L’intérêt de l’ouvrage est de présenter les trois Guerres puniques dans leur continuité. C’est une vraie histoire de celles-ci à travers les textes des historiens anciens qui est proposée, comme permet aussi de s’en rendre compte le très utile index des personnages. On regrettera d’autant qu’il ne soit pas porté davantage attention aux pratiques d’investigation et de réélaboration du passé propres aux auteurs anciens, ainsi qu’à leur idéologie ; cela aurait permis de combler en quelque sorte le décalage existant entre le « temps » des événement étudiés (1 siècle de 264 à 146 av. J.-C.) et celui du corpus utilisé pour ce faire (plus de 3 siècles de Polybe à Appien). La préface n’aborde en effet guère cette question, les introductions propres à chaque auteur sont courtes et se bornent à l’essentiel (sur Polybe, p. 47-49 par Cl. Moatti ; sur Tite-Live, p. 159‑160 par M. Humm ; sur Appien, p. 475-476 par Ph.
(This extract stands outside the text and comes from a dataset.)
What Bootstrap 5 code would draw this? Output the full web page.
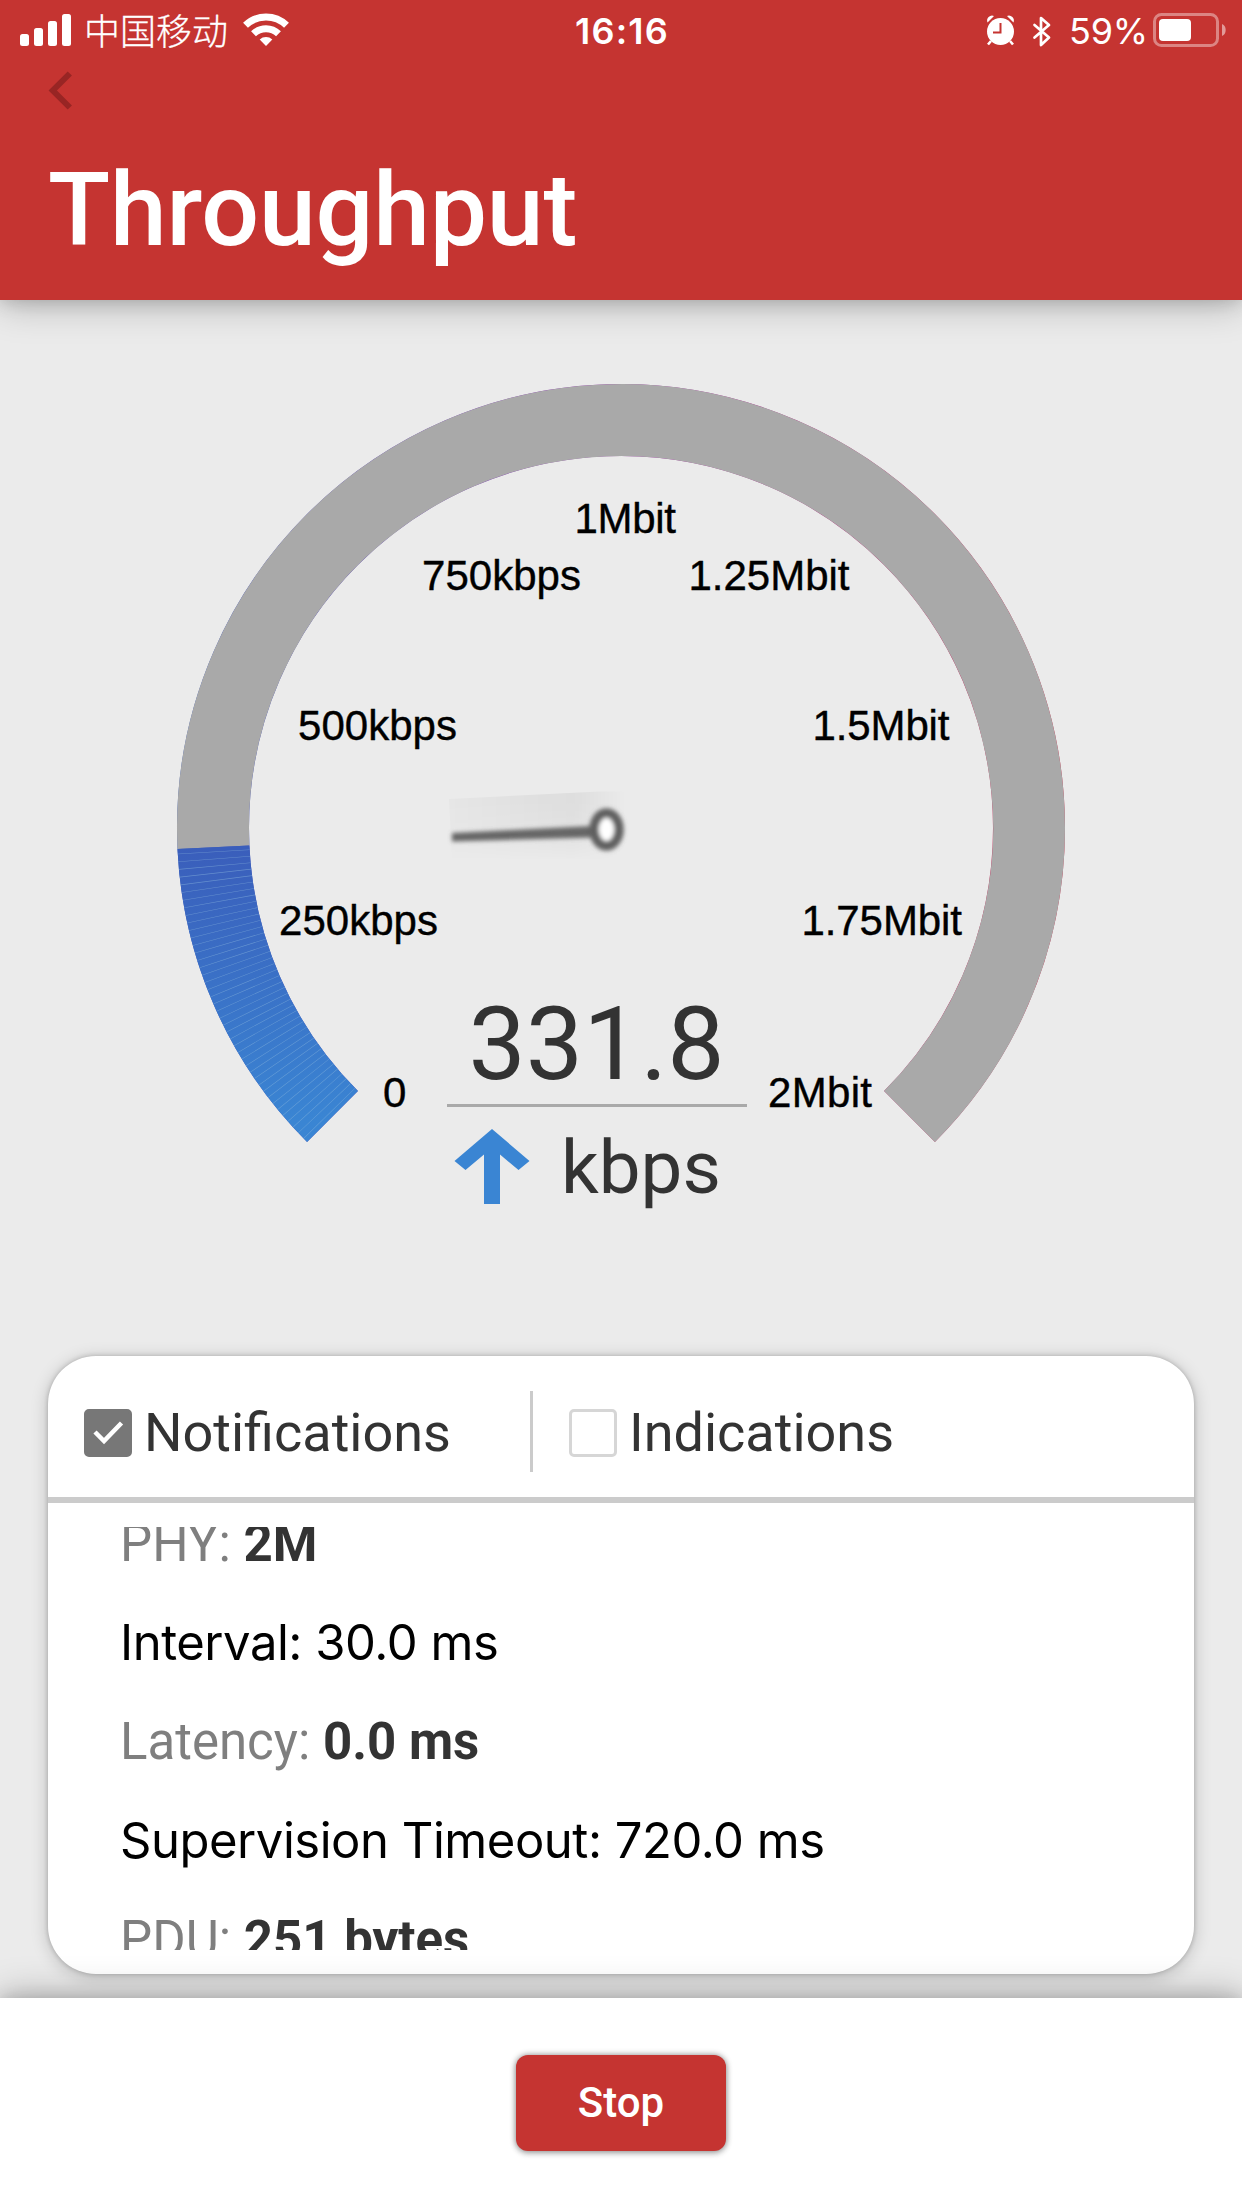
<!DOCTYPE html>
<html lang="zh-CN">
<head>
<meta charset="utf-8">
<meta name="viewport" content="width=device-width, initial-scale=1">
<title>Throughput</title>
<link href="https://cdn.jsdelivr.net/npm/bootstrap@5.3.0/dist/css/bootstrap.min.css" rel="stylesheet">
<style>
  body { background: #ebebeb; font-family: Roboto, "Noto Sans CJK SC", sans-serif; color: #333; }
  .screen { width: 1242px; height: 2208px; }
  .topbar { height: 300px; background: #c53431; z-index: 2;
    box-shadow: 0 0 18px rgba(0,0,0,.18), 0 5px 36px rgba(0,0,0,.24); }
  .statusbar { height: 62px; padding: 0 16px 0 20px; }
  .statusbar svg { display: block; }
  .carrier { font: 300 36px/59px "Noto Sans CJK SC", sans-serif; -webkit-text-stroke: .3px #fff; margin-left: 11px; width: 148px; white-space: nowrap; }
  .clock { font: 600 36px/62px Inter, sans-serif; letter-spacing: 1.2px; margin-right: 2px; }
  .percent { font: 400 36px/62px Inter, sans-serif; letter-spacing: -.2px; }
  .side { flex: 1 1 0; }
  .back { padding: 9px 0 0 48px; height: 90px; line-height: 0; }
  .title { font: 500 102px/120px Roboto, sans-serif; padding-left: 48px; letter-spacing: -.15px; margin-top: -2px; }
  .dial { height: 1056px; }
  .dial svg { display: block; }
  .tick { font: 42px "Liberation Sans", sans-serif; fill: #000; stroke: #000; stroke-width: .4px; }
  .reading { font: 102px Roboto, sans-serif; fill: #333; }
  .unit { font: 74.500px Roboto, sans-serif; fill: #333; }
  .panel { margin: 0 48px; height: 618px; border-radius: 48px; border: 0; background: #fff;
    box-shadow: 0 0 5px rgba(0,0,0,.22), 0 3px 18px rgba(0,0,0,.2); }
  .modes { height: 147px; border-bottom: 6px solid #cbcbcb; padding: 10px 0 0 36px; }
  .mode { font-size: 54px; line-height: 72px; gap: 12px; padding-top: 2px; }
  .mode .form-check-input { width: 48px; height: 48px; margin: 0; border: 3px solid #d6d6d6; border-radius: 5px; }
  .mode .form-check-input:checked { background: #777; border-color: #777; }
  .mode .box { width: 48px; height: 48px; position: relative; display: block; flex: none; }
  .mode .box svg { position: absolute; inset: 0; }
  .mode-first { width: 446px; }
  .rule { width: 3px; height: 81px; background: #cbcbcb; margin-right: 36px; }
  .params { margin: 24px 0 0 72px; height: 423px; overflow: hidden; }
  .params ul { margin: -33px 0 0; }
  .params li { height: 99px; line-height: 99px; font-size: 51px; color: #7f7f7f; white-space: nowrap; }
  .params li b { color: #333; font-weight: 700; }
  .params li.sys { font-family: Inter, sans-serif; font-size: 49px; letter-spacing: -.47px; color: #000; }
  .foot { margin-top: 24px; height: 210px; background: #fff; z-index: 2;
    box-shadow: 0 0 18px rgba(0,0,0,.18), 0 -3px 36px rgba(0,0,0,.24); }
  .foot .btn { width: 210px; height: 96px; margin-top: 57px; border: 0; border-radius: 12px; background: #c53431; color: #fff;
    font: 500 42px/96px Roboto, sans-serif; padding: 0;
    box-shadow: 0 0 6px rgba(0,0,0,.45), 0 3px 6px rgba(0,0,0,.15); }
</style>
</head>
<body>
<div class="screen d-flex flex-column overflow-hidden">
  <header class="topbar position-relative text-white flex-shrink-0">
    <div class="statusbar d-flex align-items-start">
      <div class="side d-flex">
        <svg width="53" height="62" fill="#fff"><rect x="0" y="34" width="9" height="12" rx="2.5"/><rect x="14" y="28" width="9" height="18" rx="2.5"/><rect x="28" y="21" width="9" height="25" rx="2.5"/><rect x="42" y="14" width="9" height="32" rx="2.5"/></svg>
        <span class="carrier">中国移动</span>
        <svg width="60" height="62" viewBox="232 0 60 62"><g fill="none" stroke="#fff" stroke-width="7"><path d="M245.500 25.300a29.500 29.500 0 0 1 41 0"/><path d="M253.500 33.800a18 18 0 0 1 25 0"/></g><path fill="#fff" d="M266 46l-6.300-6.500a9.500 9.500 0 0 1 12.600 0z"/></svg>
      </div>
      <div class="clock">16:16</div>
      <div class="side d-flex justify-content-end">
        <svg width="80" height="62" viewBox="980 0 80 62"><g fill="#fff"><ellipse cx="999.500" cy="31.500" rx="13.500" ry="13.500"/><path d="M986.500 22.500a5 5 0 0 1 6.500-6.500zM1012.500 22.500a5 5 0 0 0-6.500-6.500z"/></g><path d="M990 41l-3 3.500M1009 41l3 3.500" stroke="#fff" stroke-width="2.600"/><path d="M999.500 23v9.500h-7.500" fill="none" stroke="#c53431" stroke-width="2"/><path d="M1033.500 25l14.500 12.500-8 7.500V18l8 7-14.500 12.500" fill="none" stroke="#fff" stroke-width="2.700" stroke-linejoin="round" stroke-linecap="round"/></svg>
        <span class="percent ms-2">59%</span>
        <svg width="78" height="62" viewBox="1148 0 78 62"><rect x="1154.500" y="14.500" width="63" height="31" rx="7" fill="none" stroke="#fff" stroke-opacity=".4" stroke-width="3"/><rect x="1159" y="19" width="32" height="22" rx="4" fill="#fff"/><path d="M1222 24a6 6.500 0 0 1 0 12z" fill="#fff" fill-opacity=".5"/></svg>
      </div>
    </div>
    <div class="back"><svg width="25" height="40" viewBox="0 0 25 40"><path d="M21.800 2.500L4.800 19.500l17 17" fill="none" stroke="#982524" stroke-width="6"/></svg></div>
    <h1 class="title mb-0">Throughput</h1>
  </header>

  <section class="dial flex-shrink-0">
    <svg width="1242" height="1056" viewBox="0 300 1242 1056">
      <defs>
        <linearGradient id="speed" x1="0" y1="848" x2="0" y2="1120" gradientUnits="userSpaceOnUse"><stop offset="0" stop-color="#3a5ebb"/><stop offset="1" stop-color="#3a85d3"/></linearGradient>
        <linearGradient id="ring" x1="177" y1="0" x2="1065" y2="0" gradientUnits="userSpaceOnUse"><stop offset="0" stop-color="#3a5ebb"/><stop offset=".5" stop-color="#a03cb0"/><stop offset="1" stop-color="#c8304c"/></linearGradient>
        <linearGradient id="haze" x1="0" y1="0" x2="1" y2="0"><stop offset="0" stop-color="#000" stop-opacity=".02"/><stop offset=".7" stop-color="#000" stop-opacity=".055"/><stop offset="1" stop-color="#000" stop-opacity="0"/></linearGradient>
        <linearGradient id="fade" x1="0" y1="800" x2="0" y2="862" gradientUnits="userSpaceOnUse"><stop offset="0" stop-color="#fff"/><stop offset=".6" stop-color="#999"/><stop offset="1" stop-color="#000"/></linearGradient>
        <mask id="lower" maskUnits="userSpaceOnUse" x="440" y="780" width="200" height="90"><path fill="url(#fade)" d="M440 780h200v90H440z"/></mask>
        <filter id="soft" x="-20%" y="-60%" width="140%" height="220%"><feGaussianBlur stdDeviation="2"/></filter>
      </defs>
      <g fill="none" stroke-width="72">
        <path d="M332.500 1116.500A408 408 0 1 1 909.500 1116.500" stroke="url(#ring)"/>
        <path d="M213.450 847.220A408 408 0 1 1 909.500 1116.500" stroke="#a9a9a9"/>
        <path d="M332.500 1116.500A408 408 0 0 1 213.450 847.220" stroke="url(#speed)"/>
        <path d="M332.500 1116.500A408 408 0 0 1 213.450 847.220" pathLength="42.300" stroke="#8fbce0" stroke-opacity=".5" stroke-dasharray=".08 .92" stroke-dashoffset="-.6"/>
      </g>
      <g class="tick">
        <text x="574.500" y="533" textLength="101.500">1Mbit</text>
        <text x="422" y="590" textLength="159">750kbps</text>
        <text x="688.500" y="590" textLength="161">1.25Mbit</text>
        <text x="298" y="740" textLength="159">500kbps</text>
        <text x="812.500" y="740" textLength="137">1.5Mbit</text>
        <text x="279" y="934.500" textLength="159">250kbps</text>
        <text x="801.500" y="934.500" textLength="160.500">1.75Mbit</text>
        <text x="383" y="1106.500">0</text>
        <text x="768" y="1106.500" textLength="104">2Mbit</text>
      </g>
      <path d="M449 799L600 791.500H626L624 860 452 858z" fill="url(#haze)" mask="url(#lower)"/>
      <g filter="url(#soft)"><path d="M452 833l140-7v11.500l-140 4z" fill="#666"/><ellipse cx="606.500" cy="829.500" rx="12.500" ry="16.500" fill="#fff" stroke="#606060" stroke-width="9.500"/></g>
      <text class="reading" x="468.500" y="1079">331.8</text>
      <path d="M447 1104h300v3H447z" fill="#a9a9a9"/>
      <path d="M492 1129l37.500 32-11 9L500 1154.500V1204h-16v-49.500L465.500 1170l-11-9z" fill="#3a85d3"/>
      <text class="unit" x="561" y="1193">kbps</text>
    </svg>
  </section>

  <main class="panel card flex-shrink-0">
    <div class="modes d-flex align-items-center">
      <label class="mode mode-first d-flex align-items-center"><span class="box"><input class="form-check-input" type="checkbox" checked><svg width="48" height="48"><path d="M11 23l9 9 17.500-18" fill="none" stroke="#fff" stroke-width="4.500"/></svg></span><span>Notifications</span></label>
      <div class="rule"></div>
      <label class="mode d-flex align-items-center"><span class="box"><input class="form-check-input" type="checkbox"></span><span>Indications</span></label>
    </div>
    <div class="params">
      <ul class="list-unstyled">
        <li>PHY: <b>2M</b></li>
        <li class="sys">Interval: 30.0 ms</li>
        <li>Latency: <b>0.0 ms</b></li>
        <li class="sys">Supervision Timeout: 720.0 ms</li>
        <li>PDU: <b>251 bytes</b></li>
      </ul>
    </div>
  </main>

  <footer class="foot position-relative d-flex justify-content-center align-items-start flex-shrink-0">
    <button class="btn" type="button">Stop</button>
  </footer>
</div>
<script src="https://cdn.jsdelivr.net/npm/bootstrap@5.3.0/dist/js/bootstrap.bundle.min.js"></script>
</body>
</html>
Torrens), les notes s’en tiennent aux éléments indispensables à la compréhension des faits et la bibliographie aurait pu être davantage fournie à cet égard, tant de façon générale (absence par ex. des travaux de A.J. Woodman, T.J. Luce ou J. Marincola) que pour ce qui regarde chaque auteur (absence par ex. de B. Mineo, Tite-Live et l’histoire de Rome, Paris, 2006).